-
La politique de la chaise vide ne sert pas la Tunisie…
-
Haftar n’appliquerait pas le cessez-le-feu parce qu’il contrôle la quasi-totalité du territoire libyen
Par l’Amiral Kamel Akrout*
L’absence de la Tunisie de la Conférence de Berlin sur la crise libyenne et le refus du président de la République de se rendre en Allemagne malgré l’invitation qu’il a qualifiée de « tardive » ont suscité de nombreuses réactions dans les milieux de la géopolitique tunisienne.
L’amiral Kamel Akrout, ancien conseiller principal à la sécurité nationale auprès du président de la République a décortiqué cette question dans une analyse qu’il a rendue publique dans un post sur sa page Facebook et dont voici le texte dans son intégralité :
« Ce que je retiens du sommet de Berlin :
– Sur la forme:
Les puissances en présence impressionnent par le niveau de représentativité des pays concernés et malgré l’absence de la Tunisie et le Maroc, pays de Skhirat.
Les participants au sommet de Berlin se sont prononcés en faveur « d’un renforcement de l’embargo sur les armes imposé à la Libye dans l’espoir de parvenir à un cessez-le-feu durable, et de ne plus interférer dans ses affaires intérieures, pour tenter d’y ramener la paix »!,
– Sur le fond:
A mon avis
*Aucun des présents ne croit vraiment en un cessez- le- feu durable, et a fortiori Haftar, car ce n’est pas de son intérêt, lui qui contrôle presque la totalité du territoire, de perdre du temps. Il sait que toute perte de temps joue contre lui et elle est à l’avantage de son adversaire et surtout de la Turquie.

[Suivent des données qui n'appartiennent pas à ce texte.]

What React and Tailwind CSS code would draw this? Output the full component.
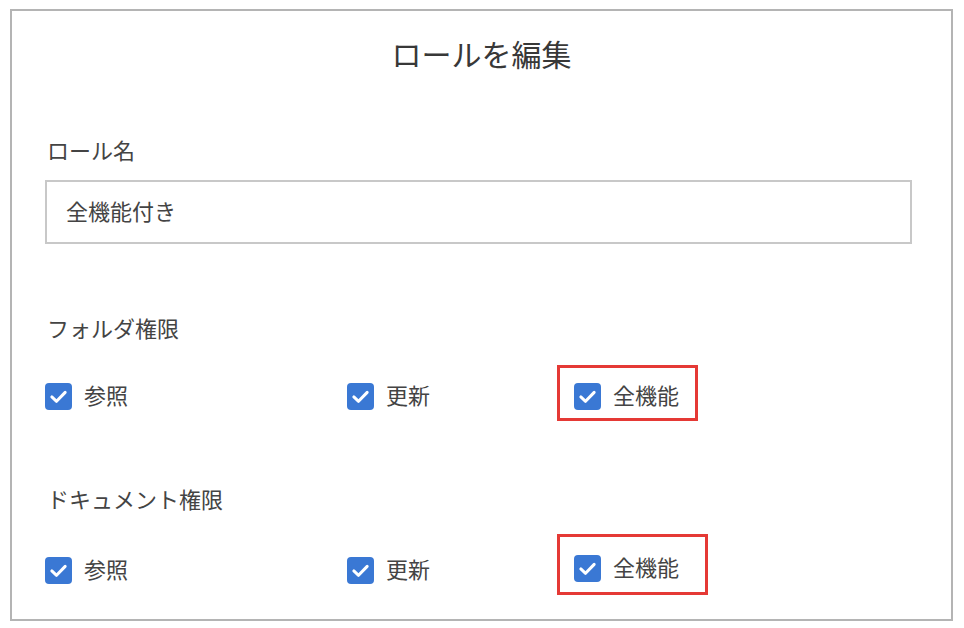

*Haftar ne peut pas accepter le cessez-le-feu car il sait que ça va l’exposer au mécontentement des pays et des tribus qui le soutiennent, ainsi que de ses troupes pour lesquelles cette guerre commence à s’enliser et à trop durer.
*Haftar, par le fait d’arrêter l’exportation du pétrole avant la réunion de Berlin, a voulu montrer encore une fois qu’il contrôle les vannes.
*Aucune avancée sur le plan politique lors du sommet, le soutien à Sarraj par l’ONU et par la communauté internationale a trop duré, l’accord de Skhirat doit être revu, on ne peut pas gagner avec la passivité à la limite incompétence de l’équipe Sarraj, qui depuis 2015 n’a rien réussi, politiquement, diplomatiquement et surtout sur le terrain où elle ne contrôle que quelques quartiers de la capitale, malgré toutes les opportunités procurées par le soutien international. Aussi Sarraj, de par ses alliances, s’est mis sur le dos, beaucoup de ses partenaires , les dernier accords maritimes en sont un exemple.
*Pour revenir à l’accord de Berlin sur le respect d’un embargo sur les armes et de ne plus interférer dans ses affaires intérieures’, concernant le respect de l’embargo personne, dès à présent, n’y croit vraiment sauf si leurs services de renseignement respectifs leur ont caché , et j’en doute fort, le fait que la Libye est devenue un marché d’armes à ciel ouvert, et ici je ne parle pas des armes héritées par Kadhafi.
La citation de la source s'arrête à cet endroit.